SHORT TASK
Using the material that follows, identify and copy each line with the string "components".

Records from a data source
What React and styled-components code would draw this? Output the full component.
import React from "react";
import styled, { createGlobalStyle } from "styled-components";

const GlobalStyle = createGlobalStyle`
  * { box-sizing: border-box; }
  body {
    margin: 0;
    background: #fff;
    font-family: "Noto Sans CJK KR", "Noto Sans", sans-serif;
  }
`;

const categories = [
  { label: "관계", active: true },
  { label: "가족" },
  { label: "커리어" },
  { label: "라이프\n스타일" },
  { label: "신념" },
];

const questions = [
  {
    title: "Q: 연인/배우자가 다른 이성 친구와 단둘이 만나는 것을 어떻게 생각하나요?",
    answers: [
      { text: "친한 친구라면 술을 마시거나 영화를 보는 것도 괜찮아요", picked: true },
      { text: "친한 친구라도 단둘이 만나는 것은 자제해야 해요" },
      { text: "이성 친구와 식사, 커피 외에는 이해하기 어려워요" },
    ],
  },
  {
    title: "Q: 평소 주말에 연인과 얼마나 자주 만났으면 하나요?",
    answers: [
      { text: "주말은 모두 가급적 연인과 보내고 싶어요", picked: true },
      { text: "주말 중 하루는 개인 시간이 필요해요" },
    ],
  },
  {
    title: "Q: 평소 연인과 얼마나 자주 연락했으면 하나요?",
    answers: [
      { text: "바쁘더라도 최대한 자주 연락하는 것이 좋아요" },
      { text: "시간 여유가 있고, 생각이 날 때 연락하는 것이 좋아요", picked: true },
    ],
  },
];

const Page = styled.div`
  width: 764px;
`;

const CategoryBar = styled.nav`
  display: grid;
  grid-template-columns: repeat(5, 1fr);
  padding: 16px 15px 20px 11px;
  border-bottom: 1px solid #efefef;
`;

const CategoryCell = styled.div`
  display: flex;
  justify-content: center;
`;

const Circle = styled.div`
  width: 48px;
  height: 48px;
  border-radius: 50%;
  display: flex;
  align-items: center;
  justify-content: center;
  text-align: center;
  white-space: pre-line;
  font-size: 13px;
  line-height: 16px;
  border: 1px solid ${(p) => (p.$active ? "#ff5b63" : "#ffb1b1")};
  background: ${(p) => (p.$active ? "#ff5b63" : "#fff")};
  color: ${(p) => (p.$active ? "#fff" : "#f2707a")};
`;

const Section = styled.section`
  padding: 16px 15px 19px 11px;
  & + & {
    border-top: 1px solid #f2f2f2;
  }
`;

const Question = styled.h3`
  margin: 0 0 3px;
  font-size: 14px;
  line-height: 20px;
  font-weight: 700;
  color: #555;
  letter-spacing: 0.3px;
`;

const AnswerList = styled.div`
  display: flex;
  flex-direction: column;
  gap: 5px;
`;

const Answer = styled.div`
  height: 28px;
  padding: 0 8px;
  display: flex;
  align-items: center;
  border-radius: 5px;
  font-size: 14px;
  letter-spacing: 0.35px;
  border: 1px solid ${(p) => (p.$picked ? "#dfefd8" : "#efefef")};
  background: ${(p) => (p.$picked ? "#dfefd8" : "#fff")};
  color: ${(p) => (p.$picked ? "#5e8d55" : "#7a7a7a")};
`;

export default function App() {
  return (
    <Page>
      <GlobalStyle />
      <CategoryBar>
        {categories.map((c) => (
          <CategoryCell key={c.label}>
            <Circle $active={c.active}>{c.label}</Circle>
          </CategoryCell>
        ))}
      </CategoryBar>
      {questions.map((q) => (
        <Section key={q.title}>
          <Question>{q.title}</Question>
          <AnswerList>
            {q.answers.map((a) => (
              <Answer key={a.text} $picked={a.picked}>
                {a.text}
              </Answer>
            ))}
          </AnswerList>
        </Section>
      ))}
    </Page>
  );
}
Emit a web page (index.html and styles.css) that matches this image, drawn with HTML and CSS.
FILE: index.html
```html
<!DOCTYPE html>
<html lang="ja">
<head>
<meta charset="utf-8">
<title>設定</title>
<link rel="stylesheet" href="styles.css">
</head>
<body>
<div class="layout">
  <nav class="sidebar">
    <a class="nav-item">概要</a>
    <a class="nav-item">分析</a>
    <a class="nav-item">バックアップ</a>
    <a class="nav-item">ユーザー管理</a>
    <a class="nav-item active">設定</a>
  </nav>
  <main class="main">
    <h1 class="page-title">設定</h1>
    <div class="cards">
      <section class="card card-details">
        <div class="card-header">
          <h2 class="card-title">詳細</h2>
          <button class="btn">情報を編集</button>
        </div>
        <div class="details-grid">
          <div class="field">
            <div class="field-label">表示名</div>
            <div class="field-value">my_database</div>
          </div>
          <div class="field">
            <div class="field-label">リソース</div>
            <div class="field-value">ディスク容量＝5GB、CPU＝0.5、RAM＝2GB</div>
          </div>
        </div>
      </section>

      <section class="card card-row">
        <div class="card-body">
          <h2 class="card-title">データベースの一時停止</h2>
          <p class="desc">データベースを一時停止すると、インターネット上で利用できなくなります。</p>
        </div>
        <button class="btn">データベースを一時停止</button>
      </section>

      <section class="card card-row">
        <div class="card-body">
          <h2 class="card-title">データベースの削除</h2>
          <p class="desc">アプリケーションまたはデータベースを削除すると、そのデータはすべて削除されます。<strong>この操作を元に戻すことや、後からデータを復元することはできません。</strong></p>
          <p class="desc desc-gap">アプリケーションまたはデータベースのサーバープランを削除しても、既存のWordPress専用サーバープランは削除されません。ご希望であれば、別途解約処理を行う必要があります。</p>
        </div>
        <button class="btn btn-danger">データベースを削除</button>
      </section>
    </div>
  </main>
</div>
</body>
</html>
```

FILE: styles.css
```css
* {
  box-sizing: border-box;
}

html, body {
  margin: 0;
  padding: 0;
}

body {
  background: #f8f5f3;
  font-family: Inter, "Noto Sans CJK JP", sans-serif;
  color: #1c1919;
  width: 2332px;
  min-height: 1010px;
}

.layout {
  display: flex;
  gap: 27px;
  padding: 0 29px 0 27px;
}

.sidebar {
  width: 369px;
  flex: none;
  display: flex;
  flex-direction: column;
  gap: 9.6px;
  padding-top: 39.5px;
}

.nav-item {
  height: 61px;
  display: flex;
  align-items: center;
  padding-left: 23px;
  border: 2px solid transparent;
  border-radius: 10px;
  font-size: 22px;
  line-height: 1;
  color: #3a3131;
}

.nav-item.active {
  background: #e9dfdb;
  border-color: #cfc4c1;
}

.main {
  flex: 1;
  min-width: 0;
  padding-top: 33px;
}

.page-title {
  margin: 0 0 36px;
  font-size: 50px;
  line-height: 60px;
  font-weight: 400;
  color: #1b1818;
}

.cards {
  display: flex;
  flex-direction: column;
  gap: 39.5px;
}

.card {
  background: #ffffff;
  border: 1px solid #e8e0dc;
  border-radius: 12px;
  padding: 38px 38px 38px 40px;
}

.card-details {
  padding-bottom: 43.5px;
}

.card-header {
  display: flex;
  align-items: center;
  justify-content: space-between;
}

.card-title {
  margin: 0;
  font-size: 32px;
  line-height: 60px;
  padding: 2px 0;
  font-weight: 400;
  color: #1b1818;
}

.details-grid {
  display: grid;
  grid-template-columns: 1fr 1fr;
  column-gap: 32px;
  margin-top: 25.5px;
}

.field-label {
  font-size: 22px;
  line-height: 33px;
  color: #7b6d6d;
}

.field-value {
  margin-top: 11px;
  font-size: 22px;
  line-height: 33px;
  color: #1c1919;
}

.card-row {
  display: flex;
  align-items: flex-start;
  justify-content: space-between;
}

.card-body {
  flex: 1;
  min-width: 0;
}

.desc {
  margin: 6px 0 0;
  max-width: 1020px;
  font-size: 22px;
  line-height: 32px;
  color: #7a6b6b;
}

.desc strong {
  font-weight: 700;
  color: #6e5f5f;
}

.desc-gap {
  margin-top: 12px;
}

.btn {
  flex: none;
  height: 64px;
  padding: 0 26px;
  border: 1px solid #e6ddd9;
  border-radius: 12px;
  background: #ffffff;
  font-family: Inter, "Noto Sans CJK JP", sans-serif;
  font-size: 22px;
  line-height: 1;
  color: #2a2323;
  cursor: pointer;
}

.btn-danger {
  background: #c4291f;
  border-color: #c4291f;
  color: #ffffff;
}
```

RESULT
What React and styled-components code would draw this? Output the full component.
import styled, { createGlobalStyle } from "styled-components";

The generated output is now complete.